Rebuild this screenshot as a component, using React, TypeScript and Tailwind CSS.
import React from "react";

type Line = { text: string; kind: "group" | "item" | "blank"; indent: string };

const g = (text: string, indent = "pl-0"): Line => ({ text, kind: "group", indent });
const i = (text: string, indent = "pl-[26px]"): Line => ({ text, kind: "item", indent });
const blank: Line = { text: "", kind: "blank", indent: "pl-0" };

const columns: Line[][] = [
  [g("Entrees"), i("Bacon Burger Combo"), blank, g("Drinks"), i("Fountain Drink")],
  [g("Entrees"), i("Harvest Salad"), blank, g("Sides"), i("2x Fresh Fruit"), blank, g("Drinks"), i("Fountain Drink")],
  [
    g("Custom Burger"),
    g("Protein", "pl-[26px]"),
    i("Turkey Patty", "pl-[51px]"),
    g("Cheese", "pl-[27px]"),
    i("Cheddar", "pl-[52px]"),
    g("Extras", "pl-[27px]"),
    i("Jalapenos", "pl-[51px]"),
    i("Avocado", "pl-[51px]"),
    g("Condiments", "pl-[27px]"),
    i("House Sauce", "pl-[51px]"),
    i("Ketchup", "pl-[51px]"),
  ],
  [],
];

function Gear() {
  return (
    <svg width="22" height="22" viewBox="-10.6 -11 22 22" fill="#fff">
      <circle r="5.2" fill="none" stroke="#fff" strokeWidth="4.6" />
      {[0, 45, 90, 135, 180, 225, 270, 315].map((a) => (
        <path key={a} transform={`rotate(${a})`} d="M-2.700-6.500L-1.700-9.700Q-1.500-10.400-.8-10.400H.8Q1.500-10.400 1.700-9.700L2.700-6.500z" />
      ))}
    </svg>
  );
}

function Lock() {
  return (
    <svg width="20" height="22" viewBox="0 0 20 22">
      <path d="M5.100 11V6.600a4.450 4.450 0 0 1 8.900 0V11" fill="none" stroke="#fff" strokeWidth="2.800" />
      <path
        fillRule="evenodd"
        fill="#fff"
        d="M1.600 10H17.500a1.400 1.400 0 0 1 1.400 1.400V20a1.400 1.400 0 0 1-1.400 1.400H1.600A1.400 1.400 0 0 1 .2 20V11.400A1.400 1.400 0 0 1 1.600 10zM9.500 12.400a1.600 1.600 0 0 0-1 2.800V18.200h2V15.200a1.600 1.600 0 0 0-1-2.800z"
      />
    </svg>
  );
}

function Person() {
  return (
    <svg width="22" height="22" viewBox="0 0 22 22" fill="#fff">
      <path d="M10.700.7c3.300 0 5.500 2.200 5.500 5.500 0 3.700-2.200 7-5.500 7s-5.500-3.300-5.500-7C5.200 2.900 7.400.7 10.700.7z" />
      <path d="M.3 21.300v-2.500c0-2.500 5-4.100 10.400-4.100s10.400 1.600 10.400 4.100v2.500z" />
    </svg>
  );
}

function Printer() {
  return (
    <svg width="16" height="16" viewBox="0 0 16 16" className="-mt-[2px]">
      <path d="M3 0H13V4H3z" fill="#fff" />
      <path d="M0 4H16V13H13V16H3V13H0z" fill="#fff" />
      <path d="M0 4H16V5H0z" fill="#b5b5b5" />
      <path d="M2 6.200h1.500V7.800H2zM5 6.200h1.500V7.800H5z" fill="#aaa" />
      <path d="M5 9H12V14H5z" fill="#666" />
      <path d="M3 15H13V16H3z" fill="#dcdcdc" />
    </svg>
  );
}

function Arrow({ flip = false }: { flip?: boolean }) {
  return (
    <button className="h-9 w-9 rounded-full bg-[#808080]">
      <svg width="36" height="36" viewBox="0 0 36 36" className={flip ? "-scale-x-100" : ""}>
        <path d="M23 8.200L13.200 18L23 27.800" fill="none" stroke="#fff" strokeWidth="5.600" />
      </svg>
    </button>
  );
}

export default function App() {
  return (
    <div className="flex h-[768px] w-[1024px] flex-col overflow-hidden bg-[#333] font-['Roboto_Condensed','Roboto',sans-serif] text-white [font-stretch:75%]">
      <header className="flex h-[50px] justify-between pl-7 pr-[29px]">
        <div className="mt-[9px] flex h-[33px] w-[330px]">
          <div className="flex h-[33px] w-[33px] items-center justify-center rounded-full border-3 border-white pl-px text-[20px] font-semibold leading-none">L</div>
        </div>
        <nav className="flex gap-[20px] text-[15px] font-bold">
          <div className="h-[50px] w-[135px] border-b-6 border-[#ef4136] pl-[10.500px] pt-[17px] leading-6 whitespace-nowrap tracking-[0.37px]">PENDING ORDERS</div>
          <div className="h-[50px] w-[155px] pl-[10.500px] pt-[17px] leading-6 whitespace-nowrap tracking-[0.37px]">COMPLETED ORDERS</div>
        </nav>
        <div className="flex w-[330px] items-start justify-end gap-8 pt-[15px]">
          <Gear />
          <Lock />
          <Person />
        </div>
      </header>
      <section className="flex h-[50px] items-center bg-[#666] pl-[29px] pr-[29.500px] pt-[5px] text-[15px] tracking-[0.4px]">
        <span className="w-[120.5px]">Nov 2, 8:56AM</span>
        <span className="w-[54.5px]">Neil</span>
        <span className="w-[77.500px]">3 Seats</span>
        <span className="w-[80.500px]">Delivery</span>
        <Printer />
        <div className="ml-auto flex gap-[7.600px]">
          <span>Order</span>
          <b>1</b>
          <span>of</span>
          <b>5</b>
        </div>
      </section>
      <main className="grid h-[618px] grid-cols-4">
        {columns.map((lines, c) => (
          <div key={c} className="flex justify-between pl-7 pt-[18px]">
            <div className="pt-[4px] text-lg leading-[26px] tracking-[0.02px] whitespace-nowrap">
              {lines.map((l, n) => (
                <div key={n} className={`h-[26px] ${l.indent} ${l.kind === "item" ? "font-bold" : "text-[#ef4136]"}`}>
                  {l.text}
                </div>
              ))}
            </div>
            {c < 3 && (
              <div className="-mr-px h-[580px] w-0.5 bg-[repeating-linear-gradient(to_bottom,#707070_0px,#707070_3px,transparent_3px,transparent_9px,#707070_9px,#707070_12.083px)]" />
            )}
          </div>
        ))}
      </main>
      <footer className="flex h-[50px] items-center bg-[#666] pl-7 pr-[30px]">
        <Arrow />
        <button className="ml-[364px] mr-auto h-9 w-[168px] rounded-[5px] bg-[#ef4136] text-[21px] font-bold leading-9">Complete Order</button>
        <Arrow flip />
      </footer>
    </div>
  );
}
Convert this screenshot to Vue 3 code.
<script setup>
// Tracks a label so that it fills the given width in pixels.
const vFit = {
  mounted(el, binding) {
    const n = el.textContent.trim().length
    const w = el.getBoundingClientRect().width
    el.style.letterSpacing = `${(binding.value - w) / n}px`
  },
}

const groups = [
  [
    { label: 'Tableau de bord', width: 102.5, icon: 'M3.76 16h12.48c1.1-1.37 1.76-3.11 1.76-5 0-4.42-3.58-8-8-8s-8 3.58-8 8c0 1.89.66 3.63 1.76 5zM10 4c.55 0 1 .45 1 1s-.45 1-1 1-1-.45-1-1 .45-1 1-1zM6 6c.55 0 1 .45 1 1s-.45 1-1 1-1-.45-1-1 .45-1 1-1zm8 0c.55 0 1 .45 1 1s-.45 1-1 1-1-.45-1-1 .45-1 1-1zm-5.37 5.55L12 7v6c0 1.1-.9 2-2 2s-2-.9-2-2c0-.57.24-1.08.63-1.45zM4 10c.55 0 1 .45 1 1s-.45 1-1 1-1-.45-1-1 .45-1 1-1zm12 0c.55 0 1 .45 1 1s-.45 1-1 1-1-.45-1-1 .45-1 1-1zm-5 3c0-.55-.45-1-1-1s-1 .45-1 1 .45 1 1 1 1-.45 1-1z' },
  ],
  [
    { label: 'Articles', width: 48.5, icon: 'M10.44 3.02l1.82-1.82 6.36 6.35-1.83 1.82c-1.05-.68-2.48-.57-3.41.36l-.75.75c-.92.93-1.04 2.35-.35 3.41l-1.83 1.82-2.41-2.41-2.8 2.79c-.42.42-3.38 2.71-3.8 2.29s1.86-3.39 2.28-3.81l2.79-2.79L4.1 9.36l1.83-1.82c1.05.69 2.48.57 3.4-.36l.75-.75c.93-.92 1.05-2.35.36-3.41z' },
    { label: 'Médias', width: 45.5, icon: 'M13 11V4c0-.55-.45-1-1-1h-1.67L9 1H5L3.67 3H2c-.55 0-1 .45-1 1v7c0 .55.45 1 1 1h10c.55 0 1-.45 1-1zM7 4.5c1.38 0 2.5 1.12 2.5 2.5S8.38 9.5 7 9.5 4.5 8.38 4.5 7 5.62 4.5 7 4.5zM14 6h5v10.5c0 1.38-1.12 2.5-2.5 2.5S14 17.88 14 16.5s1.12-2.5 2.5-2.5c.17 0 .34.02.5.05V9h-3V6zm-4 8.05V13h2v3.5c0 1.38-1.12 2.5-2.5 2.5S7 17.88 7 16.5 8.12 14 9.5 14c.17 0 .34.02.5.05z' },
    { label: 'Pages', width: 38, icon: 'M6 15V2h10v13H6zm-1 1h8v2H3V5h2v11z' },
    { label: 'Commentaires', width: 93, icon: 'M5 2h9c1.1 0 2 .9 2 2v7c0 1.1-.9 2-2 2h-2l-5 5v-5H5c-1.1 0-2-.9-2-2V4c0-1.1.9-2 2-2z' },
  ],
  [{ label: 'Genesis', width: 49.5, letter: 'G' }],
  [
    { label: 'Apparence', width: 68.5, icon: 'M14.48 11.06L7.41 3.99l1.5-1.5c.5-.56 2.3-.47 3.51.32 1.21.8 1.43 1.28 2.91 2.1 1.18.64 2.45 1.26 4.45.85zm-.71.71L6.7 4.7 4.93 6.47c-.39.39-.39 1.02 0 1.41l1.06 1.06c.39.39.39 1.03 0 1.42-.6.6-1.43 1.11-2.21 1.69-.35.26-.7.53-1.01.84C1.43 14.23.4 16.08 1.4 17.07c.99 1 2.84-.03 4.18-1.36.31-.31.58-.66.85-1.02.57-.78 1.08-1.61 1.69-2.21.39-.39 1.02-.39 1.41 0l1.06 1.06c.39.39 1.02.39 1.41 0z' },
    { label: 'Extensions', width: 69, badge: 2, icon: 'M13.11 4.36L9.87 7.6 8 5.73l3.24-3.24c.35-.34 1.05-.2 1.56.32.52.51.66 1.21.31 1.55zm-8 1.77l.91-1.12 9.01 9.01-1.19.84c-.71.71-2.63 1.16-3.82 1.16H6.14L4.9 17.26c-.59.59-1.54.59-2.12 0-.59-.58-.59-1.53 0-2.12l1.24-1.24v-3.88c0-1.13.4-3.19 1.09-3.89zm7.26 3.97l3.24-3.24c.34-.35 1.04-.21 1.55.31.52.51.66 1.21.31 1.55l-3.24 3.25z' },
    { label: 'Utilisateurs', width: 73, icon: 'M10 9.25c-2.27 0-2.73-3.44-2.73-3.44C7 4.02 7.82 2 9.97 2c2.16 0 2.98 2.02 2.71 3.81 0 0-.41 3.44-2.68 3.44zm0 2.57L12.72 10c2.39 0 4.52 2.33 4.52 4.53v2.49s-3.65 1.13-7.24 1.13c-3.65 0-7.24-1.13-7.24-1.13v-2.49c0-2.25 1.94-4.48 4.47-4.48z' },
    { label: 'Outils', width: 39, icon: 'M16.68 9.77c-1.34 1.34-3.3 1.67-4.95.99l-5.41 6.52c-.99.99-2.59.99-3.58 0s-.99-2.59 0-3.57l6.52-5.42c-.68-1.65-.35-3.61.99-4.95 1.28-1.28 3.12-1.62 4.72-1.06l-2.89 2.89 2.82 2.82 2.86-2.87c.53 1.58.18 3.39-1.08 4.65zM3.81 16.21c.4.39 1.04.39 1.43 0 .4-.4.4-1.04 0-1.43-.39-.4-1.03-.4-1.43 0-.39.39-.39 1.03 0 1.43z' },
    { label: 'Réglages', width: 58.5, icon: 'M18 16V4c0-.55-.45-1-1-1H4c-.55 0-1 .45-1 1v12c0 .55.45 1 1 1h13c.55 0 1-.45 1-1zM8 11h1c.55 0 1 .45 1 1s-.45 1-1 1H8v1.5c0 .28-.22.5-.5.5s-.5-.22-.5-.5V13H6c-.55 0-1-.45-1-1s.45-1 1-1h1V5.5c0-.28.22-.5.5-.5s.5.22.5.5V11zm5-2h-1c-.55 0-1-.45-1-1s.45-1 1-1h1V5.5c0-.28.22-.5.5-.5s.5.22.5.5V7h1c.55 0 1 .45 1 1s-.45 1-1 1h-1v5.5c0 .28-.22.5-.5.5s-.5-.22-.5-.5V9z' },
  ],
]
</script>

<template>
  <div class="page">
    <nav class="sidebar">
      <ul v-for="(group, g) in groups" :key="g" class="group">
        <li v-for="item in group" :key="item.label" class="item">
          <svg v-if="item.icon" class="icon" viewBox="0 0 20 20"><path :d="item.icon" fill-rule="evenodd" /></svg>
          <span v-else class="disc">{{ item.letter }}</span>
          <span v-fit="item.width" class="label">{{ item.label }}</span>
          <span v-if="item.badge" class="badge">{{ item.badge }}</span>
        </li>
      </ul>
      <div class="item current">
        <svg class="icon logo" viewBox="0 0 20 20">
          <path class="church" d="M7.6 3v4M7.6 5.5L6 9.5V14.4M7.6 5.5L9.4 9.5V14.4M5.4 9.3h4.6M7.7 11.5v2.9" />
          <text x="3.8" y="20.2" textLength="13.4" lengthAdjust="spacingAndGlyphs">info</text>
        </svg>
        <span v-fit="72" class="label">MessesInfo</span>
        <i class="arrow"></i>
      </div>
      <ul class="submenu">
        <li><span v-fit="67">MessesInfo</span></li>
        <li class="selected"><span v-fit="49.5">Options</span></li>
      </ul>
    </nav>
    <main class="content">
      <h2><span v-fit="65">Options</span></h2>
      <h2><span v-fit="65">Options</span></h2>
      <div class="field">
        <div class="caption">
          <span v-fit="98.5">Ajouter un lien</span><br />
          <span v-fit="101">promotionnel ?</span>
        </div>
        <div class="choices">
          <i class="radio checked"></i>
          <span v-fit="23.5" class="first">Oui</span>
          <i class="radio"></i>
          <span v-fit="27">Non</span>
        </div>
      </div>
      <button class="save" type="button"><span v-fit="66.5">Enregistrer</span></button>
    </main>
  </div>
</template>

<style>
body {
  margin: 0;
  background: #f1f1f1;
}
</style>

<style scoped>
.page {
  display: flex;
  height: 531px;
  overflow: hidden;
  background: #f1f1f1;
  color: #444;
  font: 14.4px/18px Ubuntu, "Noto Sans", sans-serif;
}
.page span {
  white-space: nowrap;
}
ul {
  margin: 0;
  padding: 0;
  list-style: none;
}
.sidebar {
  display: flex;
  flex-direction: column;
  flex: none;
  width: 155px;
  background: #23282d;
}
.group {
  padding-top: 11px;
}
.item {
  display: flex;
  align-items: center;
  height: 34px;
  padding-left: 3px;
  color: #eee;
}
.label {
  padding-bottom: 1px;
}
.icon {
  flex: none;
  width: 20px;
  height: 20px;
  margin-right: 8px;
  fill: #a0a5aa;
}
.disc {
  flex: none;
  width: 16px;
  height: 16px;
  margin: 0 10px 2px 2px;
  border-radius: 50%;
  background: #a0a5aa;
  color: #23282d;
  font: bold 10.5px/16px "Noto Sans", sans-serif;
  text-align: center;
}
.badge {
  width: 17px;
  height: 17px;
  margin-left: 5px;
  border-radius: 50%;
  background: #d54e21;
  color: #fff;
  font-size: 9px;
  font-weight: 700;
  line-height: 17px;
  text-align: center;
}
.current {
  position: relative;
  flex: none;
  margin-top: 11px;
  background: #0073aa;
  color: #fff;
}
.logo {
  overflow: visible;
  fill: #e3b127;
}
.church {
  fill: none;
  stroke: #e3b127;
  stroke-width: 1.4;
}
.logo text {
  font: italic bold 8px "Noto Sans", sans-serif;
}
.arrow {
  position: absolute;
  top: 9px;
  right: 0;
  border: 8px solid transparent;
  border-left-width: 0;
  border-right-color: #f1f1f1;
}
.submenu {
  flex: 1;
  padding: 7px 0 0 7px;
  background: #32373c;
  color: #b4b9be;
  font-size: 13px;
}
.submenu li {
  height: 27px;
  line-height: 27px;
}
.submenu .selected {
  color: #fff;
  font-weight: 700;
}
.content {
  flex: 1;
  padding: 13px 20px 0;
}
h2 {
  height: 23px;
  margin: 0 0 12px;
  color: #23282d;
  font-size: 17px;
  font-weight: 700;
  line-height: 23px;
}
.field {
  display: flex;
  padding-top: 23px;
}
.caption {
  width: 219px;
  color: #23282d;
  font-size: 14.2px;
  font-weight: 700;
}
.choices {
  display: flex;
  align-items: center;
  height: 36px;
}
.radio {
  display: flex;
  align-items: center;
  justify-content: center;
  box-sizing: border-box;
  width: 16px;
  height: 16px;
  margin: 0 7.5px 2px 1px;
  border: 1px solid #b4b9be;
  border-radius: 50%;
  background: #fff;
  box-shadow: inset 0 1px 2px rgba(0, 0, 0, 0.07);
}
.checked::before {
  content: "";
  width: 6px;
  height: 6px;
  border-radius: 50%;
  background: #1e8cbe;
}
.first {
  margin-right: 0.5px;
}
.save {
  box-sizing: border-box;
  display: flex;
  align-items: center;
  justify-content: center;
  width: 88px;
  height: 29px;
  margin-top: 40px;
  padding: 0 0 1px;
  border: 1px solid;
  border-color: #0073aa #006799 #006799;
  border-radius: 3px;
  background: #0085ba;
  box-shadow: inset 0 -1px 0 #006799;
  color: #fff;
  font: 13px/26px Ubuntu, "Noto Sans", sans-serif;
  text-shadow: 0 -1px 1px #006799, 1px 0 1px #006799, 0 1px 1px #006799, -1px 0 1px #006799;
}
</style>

▸ **What you need to do**
Lines from the beginning of the data above through the line containing "const blank: Line" are to be returned exactly, and no others.

▸ **Response below**
Rebuild this screenshot as a component, using React, TypeScript and Tailwind CSS.
import React from "react";

type Line = { text: string; kind: "group" | "item" | "blank"; indent: string };

const g = (text: string, indent = "pl-0"): Line => ({ text, kind: "group", indent });
const i = (text: string, indent = "pl-[26px]"): Line => ({ text, kind: "item", indent });
const blank: Line = { text: "", kind: "blank", indent: "pl-0" };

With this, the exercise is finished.